The new issue highlights two articles that again push the boundaries of journal content. In one, Lalitha Vasudevan, a faculty member at Teacher's College at Columbia University, writes about what she learned while watching children play—and how their play can translate into literacy practices. The second featured article, by Christine Woodcock and Phyllis Hakeem of American International College, is a love letter of sorts on the transformative effect literacy education has on your physical self.
Again, pushing those traditional journal boundaries.
But that shouldn't be shocking, coming from an entirely student-run journal. Many are graduate students in the College of Education's Department of Language and Literacy Education, but some are in educational psychology or educational theory and practice. Students earn course credit for their work, but like most quality publications, the work that goes into it far outweighs what's expected.

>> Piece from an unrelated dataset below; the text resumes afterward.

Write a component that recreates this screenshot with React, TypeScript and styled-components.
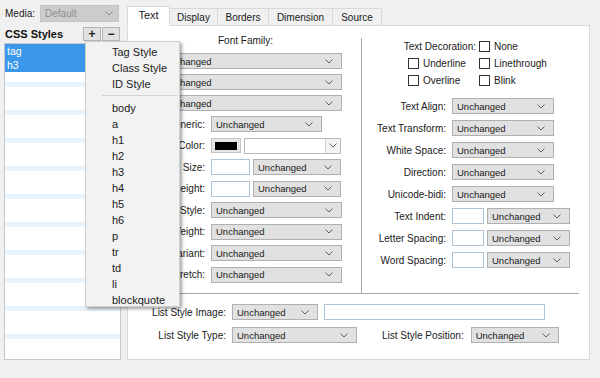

Students review submissions on a rolling basis, and because they believe in a truly open-access journal, they don't charge authors for their submissions, and they are sure to offer everything for free online.
And because part of being accessible includes appealing to a wide audience, Falter said it's important to make the articles appeal to a range of teachers, faculty and students. Thus, the poetry and arts also add social commentary. The podcasts and book reviews appeal to those both in and out of the classroom. And a regular "Voices from the Field" section speaks directly to educators.
"I think we're constantly pushing against what a 'research article' is," said Falter. "We try not to squash other people's styles."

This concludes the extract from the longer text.